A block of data
· · · · · · ·

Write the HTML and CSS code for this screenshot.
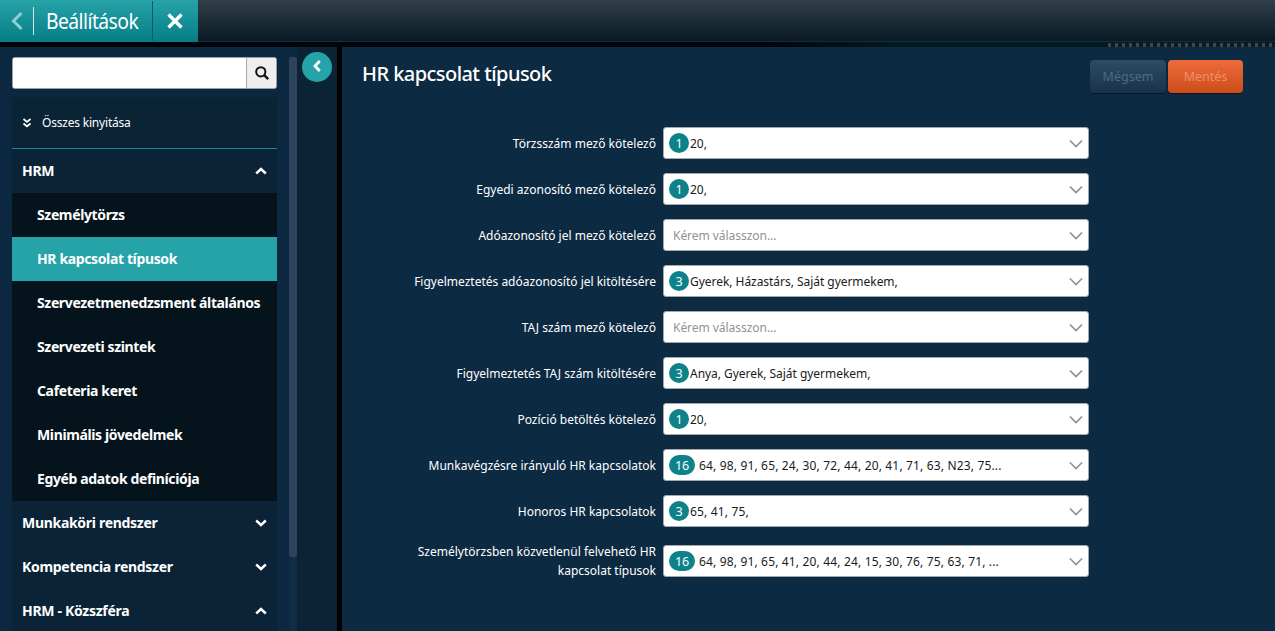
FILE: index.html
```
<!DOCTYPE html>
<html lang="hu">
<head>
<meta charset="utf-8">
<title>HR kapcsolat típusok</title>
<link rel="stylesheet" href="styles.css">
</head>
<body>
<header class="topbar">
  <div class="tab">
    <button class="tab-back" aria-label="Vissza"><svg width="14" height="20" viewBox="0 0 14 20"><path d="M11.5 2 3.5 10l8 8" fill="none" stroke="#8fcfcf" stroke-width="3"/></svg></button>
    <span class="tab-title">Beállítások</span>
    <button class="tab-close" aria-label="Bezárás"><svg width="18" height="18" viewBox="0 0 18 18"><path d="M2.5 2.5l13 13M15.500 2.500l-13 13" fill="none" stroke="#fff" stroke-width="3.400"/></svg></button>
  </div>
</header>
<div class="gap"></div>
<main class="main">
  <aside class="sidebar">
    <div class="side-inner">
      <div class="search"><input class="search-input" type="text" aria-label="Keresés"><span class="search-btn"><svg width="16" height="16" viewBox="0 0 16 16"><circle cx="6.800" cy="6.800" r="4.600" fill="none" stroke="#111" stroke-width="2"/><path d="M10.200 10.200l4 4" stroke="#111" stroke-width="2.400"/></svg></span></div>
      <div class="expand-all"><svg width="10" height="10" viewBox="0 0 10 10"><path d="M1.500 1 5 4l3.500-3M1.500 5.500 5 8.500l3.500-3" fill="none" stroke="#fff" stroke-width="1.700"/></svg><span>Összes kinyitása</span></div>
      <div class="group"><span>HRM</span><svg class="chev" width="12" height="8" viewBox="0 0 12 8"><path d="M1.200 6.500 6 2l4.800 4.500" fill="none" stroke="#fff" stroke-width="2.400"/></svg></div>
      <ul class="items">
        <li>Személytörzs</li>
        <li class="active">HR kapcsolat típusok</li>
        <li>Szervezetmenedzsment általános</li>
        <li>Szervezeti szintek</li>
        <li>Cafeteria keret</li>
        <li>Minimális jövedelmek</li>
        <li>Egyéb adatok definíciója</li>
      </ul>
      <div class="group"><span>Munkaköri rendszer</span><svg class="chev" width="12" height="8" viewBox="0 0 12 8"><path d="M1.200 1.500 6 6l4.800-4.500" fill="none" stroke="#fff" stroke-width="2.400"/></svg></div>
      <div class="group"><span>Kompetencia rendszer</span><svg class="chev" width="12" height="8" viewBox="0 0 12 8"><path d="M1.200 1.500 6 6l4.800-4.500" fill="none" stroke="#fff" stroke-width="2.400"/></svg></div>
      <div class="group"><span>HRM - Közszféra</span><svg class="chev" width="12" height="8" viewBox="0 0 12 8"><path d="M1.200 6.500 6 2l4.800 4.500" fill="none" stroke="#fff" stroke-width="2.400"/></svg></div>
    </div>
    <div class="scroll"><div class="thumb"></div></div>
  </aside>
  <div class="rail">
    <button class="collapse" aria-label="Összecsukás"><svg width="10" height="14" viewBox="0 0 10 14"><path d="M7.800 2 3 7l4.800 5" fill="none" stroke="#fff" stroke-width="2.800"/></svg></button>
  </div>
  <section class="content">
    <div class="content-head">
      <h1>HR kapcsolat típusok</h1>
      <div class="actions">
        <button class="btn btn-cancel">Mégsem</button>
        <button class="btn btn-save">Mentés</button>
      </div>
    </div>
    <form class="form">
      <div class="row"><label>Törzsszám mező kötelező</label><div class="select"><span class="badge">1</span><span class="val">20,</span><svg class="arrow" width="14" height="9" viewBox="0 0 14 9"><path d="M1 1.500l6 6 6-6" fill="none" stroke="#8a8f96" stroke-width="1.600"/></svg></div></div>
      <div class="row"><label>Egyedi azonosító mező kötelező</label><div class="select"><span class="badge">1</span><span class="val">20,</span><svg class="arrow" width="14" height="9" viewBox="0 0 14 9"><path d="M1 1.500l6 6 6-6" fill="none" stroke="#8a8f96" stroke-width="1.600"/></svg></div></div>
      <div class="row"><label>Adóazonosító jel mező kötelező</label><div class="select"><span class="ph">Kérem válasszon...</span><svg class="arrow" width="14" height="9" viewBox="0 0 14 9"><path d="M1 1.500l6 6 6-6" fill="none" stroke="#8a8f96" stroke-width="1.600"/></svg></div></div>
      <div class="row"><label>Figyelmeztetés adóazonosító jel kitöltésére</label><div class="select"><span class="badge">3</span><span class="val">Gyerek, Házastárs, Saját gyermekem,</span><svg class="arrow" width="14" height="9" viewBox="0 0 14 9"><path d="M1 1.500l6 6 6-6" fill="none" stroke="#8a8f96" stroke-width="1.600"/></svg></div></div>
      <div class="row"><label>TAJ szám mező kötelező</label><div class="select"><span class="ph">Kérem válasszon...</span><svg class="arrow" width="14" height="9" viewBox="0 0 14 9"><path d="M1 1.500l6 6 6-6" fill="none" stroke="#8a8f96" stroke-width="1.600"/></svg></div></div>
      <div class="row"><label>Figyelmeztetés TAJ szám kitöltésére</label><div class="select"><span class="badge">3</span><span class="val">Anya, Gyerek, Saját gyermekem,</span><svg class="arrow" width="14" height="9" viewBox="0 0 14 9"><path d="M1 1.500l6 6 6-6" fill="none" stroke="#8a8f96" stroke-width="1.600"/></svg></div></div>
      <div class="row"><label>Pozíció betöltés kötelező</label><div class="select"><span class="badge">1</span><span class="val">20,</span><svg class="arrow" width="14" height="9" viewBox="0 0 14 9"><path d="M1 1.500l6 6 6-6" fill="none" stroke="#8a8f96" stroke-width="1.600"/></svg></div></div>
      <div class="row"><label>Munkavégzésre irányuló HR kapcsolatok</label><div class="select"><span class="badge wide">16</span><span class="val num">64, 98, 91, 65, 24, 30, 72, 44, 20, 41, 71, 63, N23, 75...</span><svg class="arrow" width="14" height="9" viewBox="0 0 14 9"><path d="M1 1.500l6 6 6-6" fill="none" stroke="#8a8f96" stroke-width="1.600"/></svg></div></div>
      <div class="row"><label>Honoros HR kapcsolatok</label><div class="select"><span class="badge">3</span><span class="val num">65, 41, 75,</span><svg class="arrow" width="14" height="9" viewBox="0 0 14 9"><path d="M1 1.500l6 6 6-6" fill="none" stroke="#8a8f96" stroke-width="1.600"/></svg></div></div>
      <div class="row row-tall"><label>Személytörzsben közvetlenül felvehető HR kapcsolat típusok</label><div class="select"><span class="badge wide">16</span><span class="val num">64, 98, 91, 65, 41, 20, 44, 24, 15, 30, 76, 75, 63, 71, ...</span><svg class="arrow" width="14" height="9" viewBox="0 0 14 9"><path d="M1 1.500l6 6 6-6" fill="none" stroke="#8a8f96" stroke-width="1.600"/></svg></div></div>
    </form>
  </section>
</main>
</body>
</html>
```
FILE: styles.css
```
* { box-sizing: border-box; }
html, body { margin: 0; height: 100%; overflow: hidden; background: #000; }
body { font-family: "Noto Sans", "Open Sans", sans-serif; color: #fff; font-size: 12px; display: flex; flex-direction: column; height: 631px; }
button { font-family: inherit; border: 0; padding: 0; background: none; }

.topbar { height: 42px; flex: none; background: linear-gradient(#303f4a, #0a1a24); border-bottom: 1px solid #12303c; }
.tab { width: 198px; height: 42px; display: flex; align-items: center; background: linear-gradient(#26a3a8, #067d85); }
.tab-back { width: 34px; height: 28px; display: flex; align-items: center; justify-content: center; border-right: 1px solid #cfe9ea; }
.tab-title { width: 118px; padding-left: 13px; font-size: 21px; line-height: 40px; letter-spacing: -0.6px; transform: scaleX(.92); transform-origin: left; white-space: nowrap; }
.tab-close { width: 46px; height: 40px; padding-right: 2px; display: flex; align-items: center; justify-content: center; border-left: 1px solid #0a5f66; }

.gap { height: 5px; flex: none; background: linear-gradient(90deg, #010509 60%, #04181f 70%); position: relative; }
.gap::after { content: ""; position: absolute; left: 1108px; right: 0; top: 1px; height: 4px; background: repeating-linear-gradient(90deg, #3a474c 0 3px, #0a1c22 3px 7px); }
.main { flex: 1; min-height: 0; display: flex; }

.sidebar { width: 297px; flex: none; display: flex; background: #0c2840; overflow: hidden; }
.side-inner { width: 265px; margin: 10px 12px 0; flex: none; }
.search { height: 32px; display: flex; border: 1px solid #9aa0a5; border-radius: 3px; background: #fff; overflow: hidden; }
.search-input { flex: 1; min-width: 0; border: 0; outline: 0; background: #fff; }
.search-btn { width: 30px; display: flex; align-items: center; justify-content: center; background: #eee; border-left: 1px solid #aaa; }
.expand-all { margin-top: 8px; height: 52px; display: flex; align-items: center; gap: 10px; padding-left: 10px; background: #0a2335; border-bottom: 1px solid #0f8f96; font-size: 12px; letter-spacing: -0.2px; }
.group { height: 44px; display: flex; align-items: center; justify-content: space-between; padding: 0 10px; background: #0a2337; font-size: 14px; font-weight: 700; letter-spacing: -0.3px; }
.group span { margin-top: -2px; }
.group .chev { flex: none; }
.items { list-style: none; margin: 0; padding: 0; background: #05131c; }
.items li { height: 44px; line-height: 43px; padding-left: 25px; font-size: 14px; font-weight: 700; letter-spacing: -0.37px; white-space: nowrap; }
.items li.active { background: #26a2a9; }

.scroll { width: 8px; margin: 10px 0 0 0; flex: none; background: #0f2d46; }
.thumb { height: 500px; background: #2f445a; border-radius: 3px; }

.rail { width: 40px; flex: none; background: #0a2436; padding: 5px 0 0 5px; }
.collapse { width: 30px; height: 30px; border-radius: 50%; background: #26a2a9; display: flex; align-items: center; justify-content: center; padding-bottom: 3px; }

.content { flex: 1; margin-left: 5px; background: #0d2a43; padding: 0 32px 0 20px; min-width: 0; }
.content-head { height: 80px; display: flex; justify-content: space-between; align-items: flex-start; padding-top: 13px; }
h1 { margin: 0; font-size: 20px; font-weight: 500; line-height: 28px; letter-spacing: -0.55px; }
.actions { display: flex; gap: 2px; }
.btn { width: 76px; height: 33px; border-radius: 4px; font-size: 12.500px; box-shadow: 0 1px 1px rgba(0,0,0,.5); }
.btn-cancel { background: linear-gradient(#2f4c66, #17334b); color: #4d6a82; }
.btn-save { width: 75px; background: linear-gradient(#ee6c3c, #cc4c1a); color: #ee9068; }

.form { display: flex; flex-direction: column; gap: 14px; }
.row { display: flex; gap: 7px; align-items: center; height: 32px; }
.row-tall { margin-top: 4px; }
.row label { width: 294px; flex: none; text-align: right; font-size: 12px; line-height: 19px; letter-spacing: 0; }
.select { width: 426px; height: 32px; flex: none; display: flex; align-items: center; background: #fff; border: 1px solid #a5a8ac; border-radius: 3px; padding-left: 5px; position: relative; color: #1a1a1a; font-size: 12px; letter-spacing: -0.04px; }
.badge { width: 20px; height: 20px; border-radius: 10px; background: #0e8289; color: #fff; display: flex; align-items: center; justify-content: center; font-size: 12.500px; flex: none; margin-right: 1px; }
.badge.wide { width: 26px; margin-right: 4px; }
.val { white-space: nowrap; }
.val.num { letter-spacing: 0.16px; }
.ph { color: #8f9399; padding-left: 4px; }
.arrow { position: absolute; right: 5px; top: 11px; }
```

· · · · · · ·

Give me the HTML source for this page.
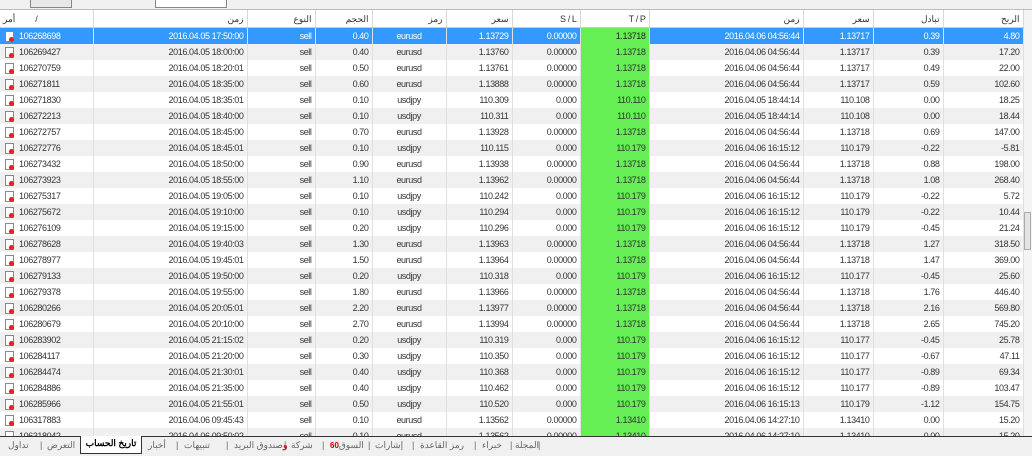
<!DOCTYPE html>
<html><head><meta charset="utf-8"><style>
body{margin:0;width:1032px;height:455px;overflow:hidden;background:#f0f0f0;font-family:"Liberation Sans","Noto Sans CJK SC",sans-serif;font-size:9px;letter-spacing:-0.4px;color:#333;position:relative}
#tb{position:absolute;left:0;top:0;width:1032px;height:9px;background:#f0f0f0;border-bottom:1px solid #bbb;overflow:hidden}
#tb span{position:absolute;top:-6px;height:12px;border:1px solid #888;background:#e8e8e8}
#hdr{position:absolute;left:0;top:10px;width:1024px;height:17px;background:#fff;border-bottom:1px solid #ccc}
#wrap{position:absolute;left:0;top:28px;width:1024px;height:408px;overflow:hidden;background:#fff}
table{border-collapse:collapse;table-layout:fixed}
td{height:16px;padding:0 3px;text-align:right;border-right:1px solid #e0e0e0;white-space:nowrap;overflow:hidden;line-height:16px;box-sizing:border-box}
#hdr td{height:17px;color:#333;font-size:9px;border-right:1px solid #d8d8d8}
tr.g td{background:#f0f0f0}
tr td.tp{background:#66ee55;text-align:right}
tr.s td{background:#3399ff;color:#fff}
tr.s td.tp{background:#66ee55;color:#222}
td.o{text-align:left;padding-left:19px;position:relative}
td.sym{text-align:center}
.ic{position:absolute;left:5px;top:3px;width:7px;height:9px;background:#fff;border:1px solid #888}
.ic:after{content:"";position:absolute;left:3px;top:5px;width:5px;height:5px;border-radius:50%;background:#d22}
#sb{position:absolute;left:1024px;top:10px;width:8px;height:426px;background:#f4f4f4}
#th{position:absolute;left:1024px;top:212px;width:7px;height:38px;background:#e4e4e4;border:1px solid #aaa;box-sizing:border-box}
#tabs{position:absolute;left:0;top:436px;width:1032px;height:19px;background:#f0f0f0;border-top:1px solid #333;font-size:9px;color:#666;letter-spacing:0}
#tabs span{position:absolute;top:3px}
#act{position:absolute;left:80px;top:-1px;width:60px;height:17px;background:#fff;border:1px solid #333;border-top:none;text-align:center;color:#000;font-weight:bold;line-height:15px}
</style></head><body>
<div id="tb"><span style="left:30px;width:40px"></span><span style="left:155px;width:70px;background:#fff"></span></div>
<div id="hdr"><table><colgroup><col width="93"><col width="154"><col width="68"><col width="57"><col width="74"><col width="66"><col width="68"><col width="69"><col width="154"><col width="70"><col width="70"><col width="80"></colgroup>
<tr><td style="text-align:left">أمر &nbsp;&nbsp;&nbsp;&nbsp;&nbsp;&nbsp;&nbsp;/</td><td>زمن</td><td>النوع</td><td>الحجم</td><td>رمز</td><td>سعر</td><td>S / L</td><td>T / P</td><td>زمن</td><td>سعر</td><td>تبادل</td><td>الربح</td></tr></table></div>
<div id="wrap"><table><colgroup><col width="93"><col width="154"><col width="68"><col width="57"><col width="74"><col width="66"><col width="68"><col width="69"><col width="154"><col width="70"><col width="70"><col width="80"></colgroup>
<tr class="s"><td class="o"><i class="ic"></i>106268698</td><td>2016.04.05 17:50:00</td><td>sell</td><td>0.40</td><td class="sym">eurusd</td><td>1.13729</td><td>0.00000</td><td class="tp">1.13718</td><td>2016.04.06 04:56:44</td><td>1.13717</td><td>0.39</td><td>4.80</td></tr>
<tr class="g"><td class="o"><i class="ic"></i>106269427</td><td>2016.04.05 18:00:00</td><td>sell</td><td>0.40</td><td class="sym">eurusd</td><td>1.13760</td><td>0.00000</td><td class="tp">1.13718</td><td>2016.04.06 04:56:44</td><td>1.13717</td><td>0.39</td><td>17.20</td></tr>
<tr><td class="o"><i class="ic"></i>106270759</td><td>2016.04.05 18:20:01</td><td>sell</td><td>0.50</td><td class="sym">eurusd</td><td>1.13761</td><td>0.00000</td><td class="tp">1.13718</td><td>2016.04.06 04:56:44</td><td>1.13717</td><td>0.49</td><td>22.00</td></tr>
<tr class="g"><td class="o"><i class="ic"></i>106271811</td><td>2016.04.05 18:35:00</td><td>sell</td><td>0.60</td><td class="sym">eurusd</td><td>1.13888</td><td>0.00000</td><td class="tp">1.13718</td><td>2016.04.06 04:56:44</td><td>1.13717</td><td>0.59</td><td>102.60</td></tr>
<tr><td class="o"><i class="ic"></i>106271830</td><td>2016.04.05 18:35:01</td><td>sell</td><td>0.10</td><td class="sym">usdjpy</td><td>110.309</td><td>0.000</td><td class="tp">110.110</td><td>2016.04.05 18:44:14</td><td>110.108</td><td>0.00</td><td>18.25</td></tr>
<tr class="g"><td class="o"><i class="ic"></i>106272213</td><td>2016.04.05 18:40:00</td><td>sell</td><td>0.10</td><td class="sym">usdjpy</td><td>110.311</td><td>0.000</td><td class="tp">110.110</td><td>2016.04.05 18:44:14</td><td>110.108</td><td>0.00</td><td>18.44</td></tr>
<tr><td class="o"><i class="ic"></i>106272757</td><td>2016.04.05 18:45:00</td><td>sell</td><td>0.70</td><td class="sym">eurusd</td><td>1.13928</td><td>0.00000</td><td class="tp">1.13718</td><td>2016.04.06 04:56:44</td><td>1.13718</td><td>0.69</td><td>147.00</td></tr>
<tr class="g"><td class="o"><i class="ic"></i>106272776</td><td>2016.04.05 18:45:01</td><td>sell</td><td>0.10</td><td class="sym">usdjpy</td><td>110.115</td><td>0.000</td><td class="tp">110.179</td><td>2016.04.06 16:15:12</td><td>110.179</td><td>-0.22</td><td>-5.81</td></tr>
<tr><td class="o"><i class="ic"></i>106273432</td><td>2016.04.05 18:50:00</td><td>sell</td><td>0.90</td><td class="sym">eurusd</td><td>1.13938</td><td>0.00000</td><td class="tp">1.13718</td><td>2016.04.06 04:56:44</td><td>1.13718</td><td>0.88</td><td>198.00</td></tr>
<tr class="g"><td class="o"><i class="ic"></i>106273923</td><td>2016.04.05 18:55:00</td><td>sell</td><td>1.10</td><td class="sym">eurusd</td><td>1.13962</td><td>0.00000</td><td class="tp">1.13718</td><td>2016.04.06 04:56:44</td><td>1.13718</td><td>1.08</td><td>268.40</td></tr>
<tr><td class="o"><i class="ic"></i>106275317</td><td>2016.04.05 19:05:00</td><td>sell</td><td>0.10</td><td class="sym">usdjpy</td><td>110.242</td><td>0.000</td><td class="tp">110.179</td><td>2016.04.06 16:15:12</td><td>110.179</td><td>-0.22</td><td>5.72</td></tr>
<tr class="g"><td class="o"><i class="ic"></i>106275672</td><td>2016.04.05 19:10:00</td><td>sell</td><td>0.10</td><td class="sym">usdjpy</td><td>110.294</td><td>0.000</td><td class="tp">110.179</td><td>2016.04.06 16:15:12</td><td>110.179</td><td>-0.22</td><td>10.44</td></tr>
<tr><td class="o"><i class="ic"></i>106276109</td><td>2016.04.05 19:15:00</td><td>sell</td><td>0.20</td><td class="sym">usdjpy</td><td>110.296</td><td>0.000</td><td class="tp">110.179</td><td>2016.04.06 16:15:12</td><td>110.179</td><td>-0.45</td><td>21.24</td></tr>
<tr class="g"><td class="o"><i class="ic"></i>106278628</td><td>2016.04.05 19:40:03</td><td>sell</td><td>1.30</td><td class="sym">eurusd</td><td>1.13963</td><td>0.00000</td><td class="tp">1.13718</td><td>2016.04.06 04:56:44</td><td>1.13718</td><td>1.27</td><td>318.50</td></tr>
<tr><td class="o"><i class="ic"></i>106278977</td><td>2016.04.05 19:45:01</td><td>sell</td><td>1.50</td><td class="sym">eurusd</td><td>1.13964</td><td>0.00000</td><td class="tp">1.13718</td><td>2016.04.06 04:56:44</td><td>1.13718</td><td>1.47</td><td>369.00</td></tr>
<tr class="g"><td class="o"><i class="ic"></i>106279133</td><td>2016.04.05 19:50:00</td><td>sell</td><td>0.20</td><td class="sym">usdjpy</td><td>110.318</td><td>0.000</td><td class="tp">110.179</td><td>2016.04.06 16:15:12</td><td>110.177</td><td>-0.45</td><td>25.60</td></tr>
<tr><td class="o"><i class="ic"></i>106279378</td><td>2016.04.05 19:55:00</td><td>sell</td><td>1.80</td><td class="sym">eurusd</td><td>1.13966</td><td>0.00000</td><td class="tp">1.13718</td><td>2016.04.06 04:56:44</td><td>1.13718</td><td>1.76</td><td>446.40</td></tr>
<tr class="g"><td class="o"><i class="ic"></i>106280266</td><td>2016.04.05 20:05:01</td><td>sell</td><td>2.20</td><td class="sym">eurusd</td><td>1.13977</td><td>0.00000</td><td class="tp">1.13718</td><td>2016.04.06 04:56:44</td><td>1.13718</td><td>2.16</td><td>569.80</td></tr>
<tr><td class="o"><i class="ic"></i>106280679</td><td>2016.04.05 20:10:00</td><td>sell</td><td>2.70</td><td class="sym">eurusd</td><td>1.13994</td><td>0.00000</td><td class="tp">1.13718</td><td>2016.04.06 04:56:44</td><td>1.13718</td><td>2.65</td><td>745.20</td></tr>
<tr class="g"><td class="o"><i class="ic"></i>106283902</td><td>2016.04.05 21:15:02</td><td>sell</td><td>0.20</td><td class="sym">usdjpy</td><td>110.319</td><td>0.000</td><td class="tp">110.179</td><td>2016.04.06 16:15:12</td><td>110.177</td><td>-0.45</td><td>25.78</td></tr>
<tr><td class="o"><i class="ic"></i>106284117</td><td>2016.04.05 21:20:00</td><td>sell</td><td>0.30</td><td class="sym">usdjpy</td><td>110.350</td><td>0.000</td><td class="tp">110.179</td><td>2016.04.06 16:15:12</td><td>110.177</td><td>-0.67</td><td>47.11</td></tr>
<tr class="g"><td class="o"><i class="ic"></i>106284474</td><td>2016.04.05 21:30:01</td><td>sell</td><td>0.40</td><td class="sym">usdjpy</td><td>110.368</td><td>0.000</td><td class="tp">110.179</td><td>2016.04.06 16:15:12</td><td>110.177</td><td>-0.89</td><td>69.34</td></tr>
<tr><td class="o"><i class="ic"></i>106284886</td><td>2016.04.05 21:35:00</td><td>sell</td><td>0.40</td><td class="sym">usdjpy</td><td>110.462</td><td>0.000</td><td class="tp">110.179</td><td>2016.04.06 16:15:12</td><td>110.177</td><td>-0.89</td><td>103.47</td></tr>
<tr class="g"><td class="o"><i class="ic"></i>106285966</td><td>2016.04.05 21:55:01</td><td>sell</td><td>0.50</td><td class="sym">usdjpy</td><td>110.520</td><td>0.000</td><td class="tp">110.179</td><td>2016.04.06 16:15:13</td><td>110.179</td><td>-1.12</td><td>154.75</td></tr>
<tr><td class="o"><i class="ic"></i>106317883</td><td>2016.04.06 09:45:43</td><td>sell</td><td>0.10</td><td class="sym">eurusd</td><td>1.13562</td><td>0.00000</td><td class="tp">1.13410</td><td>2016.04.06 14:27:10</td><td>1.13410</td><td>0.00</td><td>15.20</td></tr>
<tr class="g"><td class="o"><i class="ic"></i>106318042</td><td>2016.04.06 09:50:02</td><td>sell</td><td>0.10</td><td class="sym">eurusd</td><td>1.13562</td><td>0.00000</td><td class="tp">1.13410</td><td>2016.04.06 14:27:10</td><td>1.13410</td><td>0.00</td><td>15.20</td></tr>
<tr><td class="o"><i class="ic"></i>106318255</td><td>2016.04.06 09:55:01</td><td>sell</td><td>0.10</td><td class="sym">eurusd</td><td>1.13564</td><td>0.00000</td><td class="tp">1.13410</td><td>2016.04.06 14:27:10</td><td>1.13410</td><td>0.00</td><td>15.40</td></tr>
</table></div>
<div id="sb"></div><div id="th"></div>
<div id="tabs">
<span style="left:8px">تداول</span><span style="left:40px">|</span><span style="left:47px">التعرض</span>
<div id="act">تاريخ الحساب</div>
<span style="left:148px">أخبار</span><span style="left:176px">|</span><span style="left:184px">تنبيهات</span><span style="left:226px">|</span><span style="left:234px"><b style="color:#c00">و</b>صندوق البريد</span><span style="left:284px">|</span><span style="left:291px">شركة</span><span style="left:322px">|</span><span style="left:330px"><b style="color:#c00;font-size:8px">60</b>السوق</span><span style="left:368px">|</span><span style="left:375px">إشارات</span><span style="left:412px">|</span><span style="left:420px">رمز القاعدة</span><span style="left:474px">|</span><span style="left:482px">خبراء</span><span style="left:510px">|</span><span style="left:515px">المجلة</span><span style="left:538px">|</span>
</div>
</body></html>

· · · · · · ·

Copy every line above that includes the string "this".

**Full output:**
Write the HTML and CSS code for this screenshot.
Give me the HTML source for this page.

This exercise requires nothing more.